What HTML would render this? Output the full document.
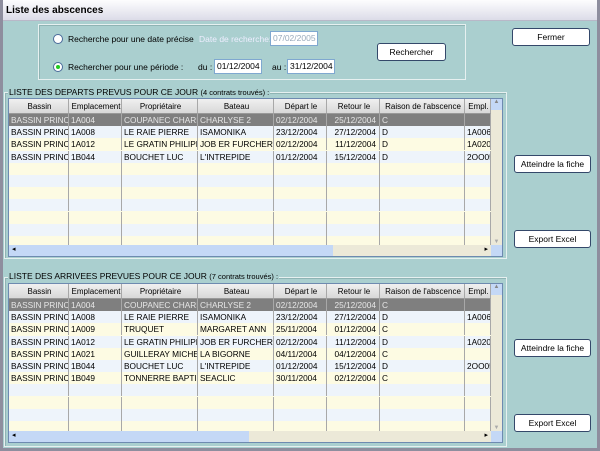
<!DOCTYPE html>
<html><head><meta charset="utf-8"><style>
*{box-sizing:border-box;margin:0;padding:0}
body{width:600px;height:451px;overflow:hidden;font-family:"Liberation Sans",sans-serif;font-size:8.5px;color:#000;background:#8e8e9e;position:relative}
.win{position:absolute;left:0;top:0;width:600px;height:451px;background:#aacfcf}
.frame{position:absolute;left:0;top:0;width:600px;height:451px;border:3px solid #8e8e9e;border-top:none;pointer-events:none}
.title{position:absolute;left:0;top:0;width:600px;height:21px;background:linear-gradient(#fdfdfe,#dcdce8);border-bottom:1px solid #b8b8c8;font-weight:bold;font-size:10px;padding:5px 6px}
.abs{position:absolute;white-space:nowrap}
.grp{position:absolute;border:1px solid #e6f0f0;box-shadow:inset 1px 1px 0 #8fb4b4}
.btn{position:absolute;background:#fff;border:1px solid #34486a;border-radius:3px;text-align:center;font-size:8.5px;line-height:16px}
.inp{position:absolute;background:#fff;border:1px solid #7fa8d0;height:15px;font-size:8.5px;line-height:13px;padding-left:2px;white-space:nowrap;overflow:hidden}
.radio{position:absolute;width:10px;height:10px;border-radius:50%;background:#fff;border:1px solid #4a6b9a}
.grid{position:absolute;background:#fdfbe3;border:1px solid #6e8ab0;overflow:hidden}
.row{position:absolute;left:0;height:12px;white-space:nowrap}
.c{position:absolute;top:0;height:100%;border-right:1px solid #a8a8a8;padding-left:2px;overflow:hidden;font-size:8.3px;line-height:12px}
.h .c{background:linear-gradient(#f0f0f0,#d8d8d8);border-bottom:1px solid #999;text-align:center;font-size:8px;line-height:15px}
.sel{background:#7f7f7f;color:#e6e6e6}
.b{background:#eef4fb}.y{background:#fdfbe3}
.vs{position:absolute;right:0;background:#ece9d8;width:11px}
.hs{position:absolute;left:0;height:12px;background:#ece9d8}
</style></head><body>
<div class="win">
<div class="title">Liste des abscences</div>
<div class="grp" style="left:38px;top:24px;width:428px;height:56px"></div>
<div class="radio" style="left:53px;top:34px"></div>
<div class="abs" style="left:68px;top:34px">Recherche pour une date précise</div>
<div class="abs" style="left:199px;top:34px;color:#eef">Date de recherche:</div>
<div class="inp" style="left:270px;top:31px;width:48px;color:#9ab">07/02/2005</div>
<div class="radio" style="left:53px;top:62px"><div style="width:4px;height:4px;border-radius:50%;background:#2c2;margin:2px"></div></div>
<div class="abs" style="left:68px;top:62px">Rechercher pour une période :</div>
<div class="abs" style="left:198px;top:62px">du :</div>
<div class="inp" style="left:214px;top:59px;width:48px">01/12/2004</div>
<div class="abs" style="left:272px;top:62px">au :</div>
<div class="inp" style="left:287px;top:59px;width:48px">31/12/2004</div>
<div class="btn" style="left:377px;top:43px;width:69px;height:18px">Rechercher</div>
<div class="btn" style="left:512px;top:28px;width:78px;height:18px">Fermer</div>

<div class="grp" style="left:4px;top:92px;width:503px;height:167px"></div>
<div class="abs" style="left:8px;top:87px;background:#aacfcf;padding:0 1px">LISTE DES DEPARTS PREVUS POUR CE JOUR <span style="font-size:7.5px">(4 contrats trouvés) :</span></div>
<div class="grid" style="left:8px;top:98px;width:495px;height:159px" id="g1"></div>

<div class="grp" style="left:4px;top:277px;width:503px;height:170px"></div>
<div class="abs" style="left:8px;top:271px;background:#aacfcf;padding:0 1px">LISTE DES ARRIVEES PREVUES POUR CE JOUR <span style="font-size:7.5px">(7 contrats trouvés) :</span></div>
<div class="grid" style="left:8px;top:283px;width:495px;height:160px" id="g2"></div>

<div class="btn" style="left:514px;top:155px;width:77px;height:18px">Atteindre la fiche</div>
<div class="btn" style="left:514px;top:230px;width:77px;height:18px">Export Excel</div>
<div class="btn" style="left:514px;top:339px;width:77px;height:18px">Atteindre la fiche</div>
<div class="btn" style="left:514px;top:414px;width:77px;height:18px">Export Excel</div>
</div>
<div class="frame"></div>
<script>
var W=[0,60,113,189,265,318,371,456,482];
var H=["Bassin","Emplacement","Propriétaire","Bateau","Départ le","Retour le","Raison de l'abscence","Empl."];
function grid(id,data,h,rows){
 var g=document.getElementById(id),s='';
 s+='<div class="row h" style="top:0;height:15px;width:482px">';
 for(var i=0;i<8;i++)s+='<div class="c" style="left:'+W[i]+'px;width:'+(W[i+1]-W[i])+'px">'+H[i]+'</div>';
 s+='</div>';
 for(var r=0;r<rows;r++){
  var cls=r==0&&data.length?'sel':(r%2?'b':'y');
  var d=data[r]||['','','','','','','',''];
  s+='<div class="row '+cls+'" style="top:'+(15+r*12.2)+'px;width:482px">';
  for(var i=0;i<8;i++)s+='<div class="c" style="left:'+W[i]+'px;width:'+(W[i+1]-W[i])+'px;text-align:'+(i==5?'right;padding-right:3px':'left')+'">'+d[i]+'</div>';
  s+='</div>';
 }
 s+='<div class="vs" style="top:0;height:'+(h-13)+'px"><div style="height:11px;background:#c4d8f6;font-size:6px;text-align:center;color:#888">▲</div><div style="position:absolute;bottom:0;width:11px;font-size:6px;text-align:center;color:#aaa">▼</div></div>';
 s+='<div class="hs" style="top:'+(h-13)+'px;width:482px"><div style="position:absolute;left:0;top:0;width:'+(id=="g1"?324:240)+'px;height:12px;background:#c4d8f6;font-size:7px;padding-left:3px">◂</div><div style="position:absolute;right:3px;font-size:7px">▸</div></div>';
 s+='<div style="position:absolute;right:0;top:'+(h-13)+'px;width:11px;height:12px;background:#c4d8f6"></div>';
 g.innerHTML=s;
}
grid('g1',[
["BASSIN PRINC","1A004","COUPANEC CHARL","CHARLYSE 2","02/12/2004","25/12/2004","C",""],
["BASSIN PRINC","1A008","LE RAIE PIERRE","ISAMONIKA","23/12/2004","27/12/2004","D","1A006"],
["BASSIN PRINC","1A012","LE GRATIN PHILIPP","JOB ER FURCHER","02/12/2004","11/12/2004","D","1A020"],
["BASSIN PRINC","1B044","BOUCHET LUC","L'INTREPIDE","01/12/2004","15/12/2004","D","2OO05"]],159,11);
grid('g2',[
["BASSIN PRINC","1A004","COUPANEC CHARL","CHARLYSE 2","02/12/2004","25/12/2004","C",""],
["BASSIN PRINC","1A008","LE RAIE PIERRE","ISAMONIKA","23/12/2004","27/12/2004","D","1A006"],
["BASSIN PRINC","1A009","TRUQUET","MARGARET ANN","25/11/2004","01/12/2004","C",""],
["BASSIN PRINC","1A012","LE GRATIN PHILIPP","JOB ER FURCHER","02/12/2004","11/12/2004","D","1A020"],
["BASSIN PRINC","1A021","GUILLERAY MICHE","LA BIGORNE","04/11/2004","04/12/2004","C",""],
["BASSIN PRINC","1B044","BOUCHET LUC","L'INTREPIDE","01/12/2004","15/12/2004","D","2OO05"],
["BASSIN PRINC","1B049","TONNERRE BAPTIS","SEACLIC","30/11/2004","02/12/2004","C",""]],160,11);
</script>
</body></html>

**Problem to work on**:
Every line above should be returned exactly; the pictures stay out.

**Full output**:
What HTML would render this? Output the full document.
<!DOCTYPE html>
<html><head><meta charset="utf-8"><style>
*{box-sizing:border-box;margin:0;padding:0}
body{width:600px;height:451px;overflow:hidden;font-family:"Liberation Sans",sans-serif;font-size:8.5px;color:#000;background:#8e8e9e;position:relative}
.win{position:absolute;left:0;top:0;width:600px;height:451px;background:#aacfcf}
.frame{position:absolute;left:0;top:0;width:600px;height:451px;border:3px solid #8e8e9e;border-top:none;pointer-events:none}
.title{position:absolute;left:0;top:0;width:600px;height:21px;background:linear-gradient(#fdfdfe,#dcdce8);border-bottom:1px solid #b8b8c8;font-weight:bold;font-size:10px;padding:5px 6px}
.abs{position:absolute;white-space:nowrap}
.grp{position:absolute;border:1px solid #e6f0f0;box-shadow:inset 1px 1px 0 #8fb4b4}
.btn{position:absolute;background:#fff;border:1px solid #34486a;border-radius:3px;text-align:center;font-size:8.5px;line-height:16px}
.inp{position:absolute;background:#fff;border:1px solid #7fa8d0;height:15px;font-size:8.5px;line-height:13px;padding-left:2px;white-space:nowrap;overflow:hidden}
.radio{position:absolute;width:10px;height:10px;border-radius:50%;background:#fff;border:1px solid #4a6b9a}
.grid{position:absolute;background:#fdfbe3;border:1px solid #6e8ab0;overflow:hidden}
.row{position:absolute;left:0;height:12px;white-space:nowrap}
.c{position:absolute;top:0;height:100%;border-right:1px solid #a8a8a8;padding-left:2px;overflow:hidden;font-size:8.3px;line-height:12px}
.h .c{background:linear-gradient(#f0f0f0,#d8d8d8);border-bottom:1px solid #999;text-align:center;font-size:8px;line-height:15px}
.sel{background:#7f7f7f;color:#e6e6e6}
.b{background:#eef4fb}.y{background:#fdfbe3}
.vs{position:absolute;right:0;background:#ece9d8;width:11px}
.hs{position:absolute;left:0;height:12px;background:#ece9d8}
</style></head><body>
<div class="win">
<div class="title">Liste des abscences</div>
<div class="grp" style="left:38px;top:24px;width:428px;height:56px"></div>
<div class="radio" style="left:53px;top:34px"></div>
<div class="abs" style="left:68px;top:34px">Recherche pour une date précise</div>
<div class="abs" style="left:199px;top:34px;color:#eef">Date de recherche:</div>
<div class="inp" style="left:270px;top:31px;width:48px;color:#9ab">07/02/2005</div>
<div class="radio" style="left:53px;top:62px"><div style="width:4px;height:4px;border-radius:50%;background:#2c2;margin:2px"></div></div>
<div class="abs" style="left:68px;top:62px">Rechercher pour une période :</div>
<div class="abs" style="left:198px;top:62px">du :</div>
<div class="inp" style="left:214px;top:59px;width:48px">01/12/2004</div>
<div class="abs" style="left:272px;top:62px">au :</div>
<div class="inp" style="left:287px;top:59px;width:48px">31/12/2004</div>
<div class="btn" style="left:377px;top:43px;width:69px;height:18px">Rechercher</div>
<div class="btn" style="left:512px;top:28px;width:78px;height:18px">Fermer</div>

<div class="grp" style="left:4px;top:92px;width:503px;height:167px"></div>
<div class="abs" style="left:8px;top:87px;background:#aacfcf;padding:0 1px">LISTE DES DEPARTS PREVUS POUR CE JOUR <span style="font-size:7.5px">(4 contrats trouvés) :</span></div>
<div class="grid" style="left:8px;top:98px;width:495px;height:159px" id="g1"></div>

<div class="grp" style="left:4px;top:277px;width:503px;height:170px"></div>
<div class="abs" style="left:8px;top:271px;background:#aacfcf;padding:0 1px">LISTE DES ARRIVEES PREVUES POUR CE JOUR <span style="font-size:7.5px">(7 contrats trouvés) :</span></div>
<div class="grid" style="left:8px;top:283px;width:495px;height:160px" id="g2"></div>

<div class="btn" style="left:514px;top:155px;width:77px;height:18px">Atteindre la fiche</div>
<div class="btn" style="left:514px;top:230px;width:77px;height:18px">Export Excel</div>
<div class="btn" style="left:514px;top:339px;width:77px;height:18px">Atteindre la fiche</div>
<div class="btn" style="left:514px;top:414px;width:77px;height:18px">Export Excel</div>
</div>
<div class="frame"></div>
<script>
var W=[0,60,113,189,265,318,371,456,482];
var H=["Bassin","Emplacement","Propriétaire","Bateau","Départ le","Retour le","Raison de l'abscence","Empl."];
function grid(id,data,h,rows){
 var g=document.getElementById(id),s='';
 s+='<div class="row h" style="top:0;height:15px;width:482px">';
 for(var i=0;i<8;i++)s+='<div class="c" style="left:'+W[i]+'px;width:'+(W[i+1]-W[i])+'px">'+H[i]+'</div>';
 s+='</div>';
 for(var r=0;r<rows;r++){
  var cls=r==0&&data.length?'sel':(r%2?'b':'y');
  var d=data[r]||['','','','','','','',''];
  s+='<div class="row '+cls+'" style="top:'+(15+r*12.2)+'px;width:482px">';
  for(var i=0;i<8;i++)s+='<div class="c" style="left:'+W[i]+'px;width:'+(W[i+1]-W[i])+'px;text-align:'+(i==5?'right;padding-right:3px':'left')+'">'+d[i]+'</div>';
  s+='</div>';
 }
 s+='<div class="vs" style="top:0;height:'+(h-13)+'px"><div style="height:11px;background:#c4d8f6;font-size:6px;text-align:center;color:#888">▲</div><div style="position:absolute;bottom:0;width:11px;font-size:6px;text-align:center;color:#aaa">▼</div></div>';
 s+='<div class="hs" style="top:'+(h-13)+'px;width:482px"><div style="position:absolute;left:0;top:0;width:'+(id=="g1"?324:240)+'px;height:12px;background:#c4d8f6;font-size:7px;padding-left:3px">◂</div><div style="position:absolute;right:3px;font-size:7px">▸</div></div>';
 s+='<div style="position:absolute;right:0;top:'+(h-13)+'px;width:11px;height:12px;background:#c4d8f6"></div>';
 g.innerHTML=s;
}
grid('g1',[
["BASSIN PRINC","1A004","COUPANEC CHARL","CHARLYSE 2","02/12/2004","25/12/2004","C",""],
["BASSIN PRINC","1A008","LE RAIE PIERRE","ISAMONIKA","23/12/2004","27/12/2004","D","1A006"],
["BASSIN PRINC","1A012","LE GRATIN PHILIPP","JOB ER FURCHER","02/12/2004","11/12/2004","D","1A020"],
["BASSIN PRINC","1B044","BOUCHET LUC","L'INTREPIDE","01/12/2004","15/12/2004","D","2OO05"]],159,11);
grid('g2',[
["BASSIN PRINC","1A004","COUPANEC CHARL","CHARLYSE 2","02/12/2004","25/12/2004","C",""],
["BASSIN PRINC","1A008","LE RAIE PIERRE","ISAMONIKA","23/12/2004","27/12/2004","D","1A006"],
["BASSIN PRINC","1A009","TRUQUET","MARGARET ANN","25/11/2004","01/12/2004","C",""],
["BASSIN PRINC","1A012","LE GRATIN PHILIPP","JOB ER FURCHER","02/12/2004","11/12/2004","D","1A020"],
["BASSIN PRINC","1A021","GUILLERAY MICHE","LA BIGORNE","04/11/2004","04/12/2004","C",""],
["BASSIN PRINC","1B044","BOUCHET LUC","L'INTREPIDE","01/12/2004","15/12/2004","D","2OO05"],
["BASSIN PRINC","1B049","TONNERRE BAPTIS","SEACLIC","30/11/2004","02/12/2004","C",""]],160,11);
</script>
</body></html>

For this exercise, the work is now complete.